A framework team ships 1.0. They know they’ll ship updates, including minor updates. To support stable tags for a given major and minor version, they have two sets of stable tags.

:1 – a stable tag for the major version. 1 will represent the “newest” or “latest” 1.* version.
:1.0 a stable tag for version 1.0, allowing a developer to bind to updates of 1.0, and not be rolled forward to 1.1
:latest which will point to the latest stable tag, no matter what the current major version is.

What’s not quite captured above are servicing releases to any of the given tags. As base image updates are available, or any type of servicing release of the framework, the stable tags will be updated to the newest digest that represents the most current stable release of that version.

In the above example, updates are provided for the specific versions. In this case, both the major and minor tags are continually being serviced. From a base image scenario, this allows the image owner to provide serviced images.

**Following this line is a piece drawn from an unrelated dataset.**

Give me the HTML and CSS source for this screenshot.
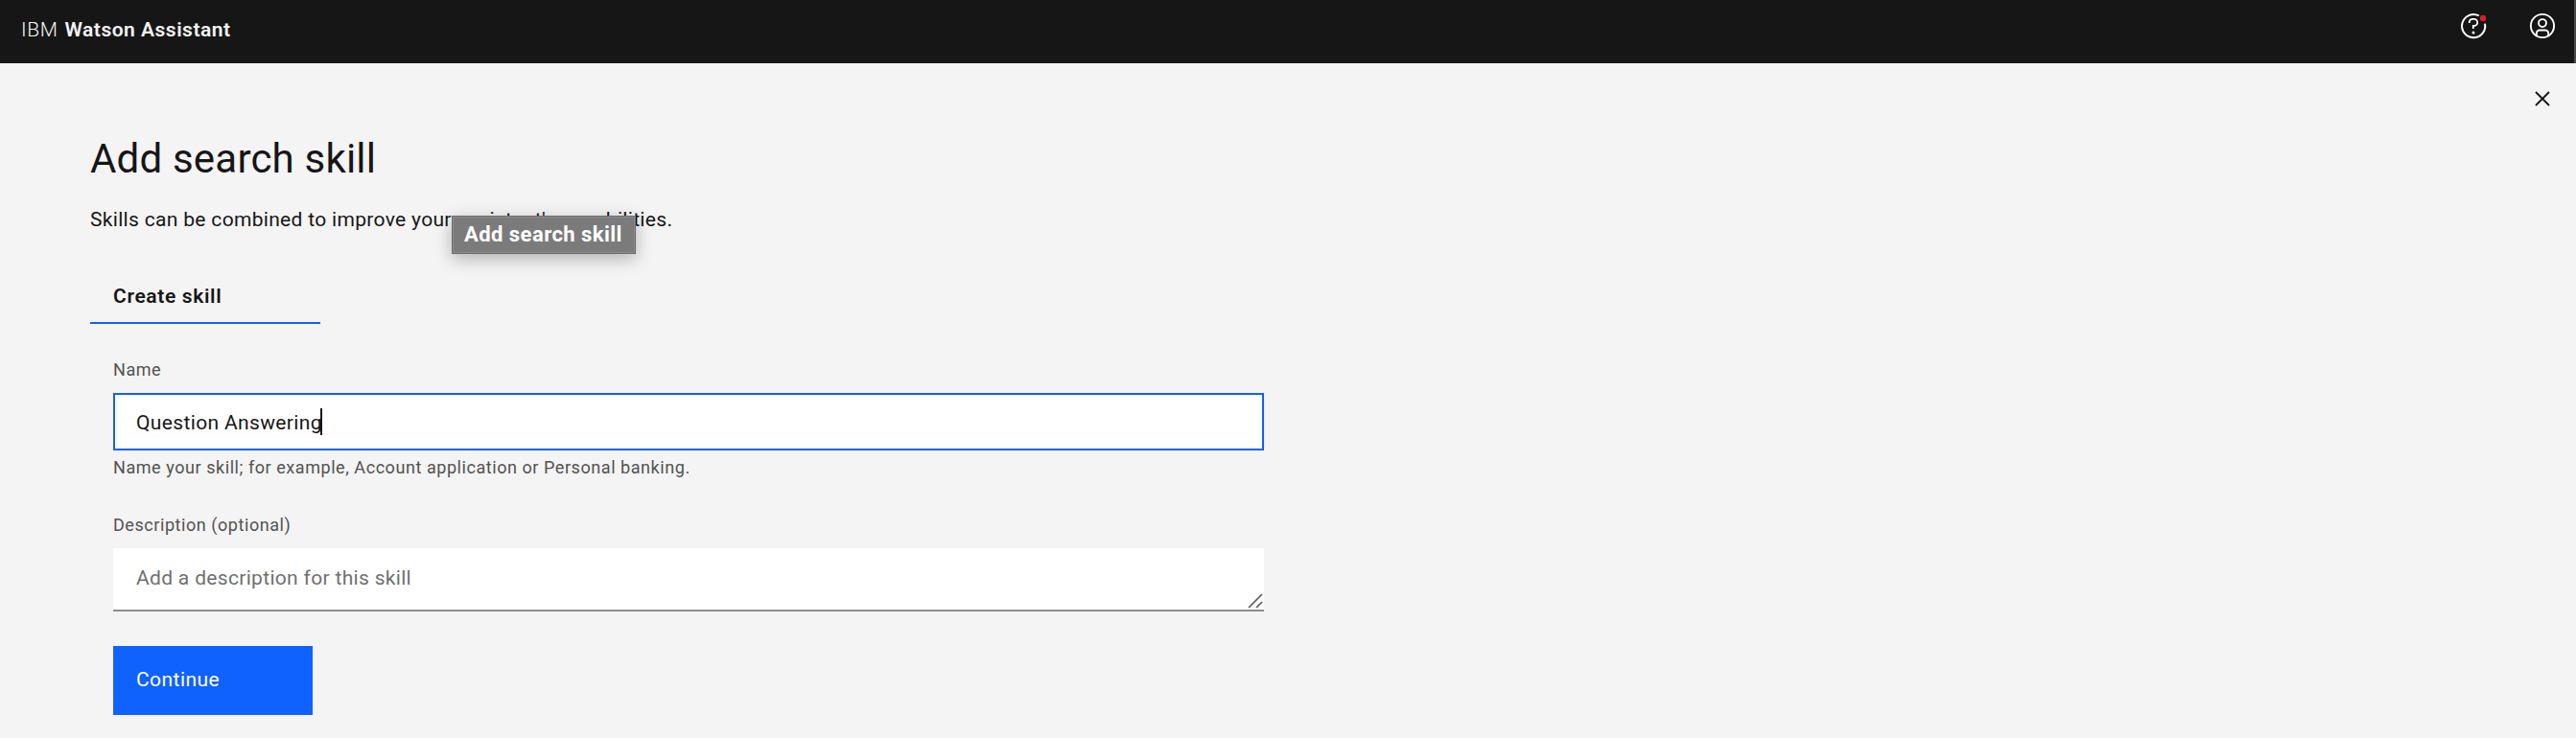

If you really wanted to bind to a specific image, that never changes, you’d set your FROM statement to the digest.

FROM favframework@sha256:45b23dee08asdfls3a7fea6c4cf9c25ccf269ee113ssc19722f87876677c5cb2

However, I’d highly suggest “never” doing binding to a digest. Yeah, I went there – never. If you bind to the digest, how would you get servicing of your base image?

Unique Tagging

Unique tagging simply means, every image pushed has a unique tag. Tags are “never” reused. We’ve had a number of customers request the ability to enforce this policy, which we’ll be adding to ACR. Along with several other policies.

What value should use for your unique tags?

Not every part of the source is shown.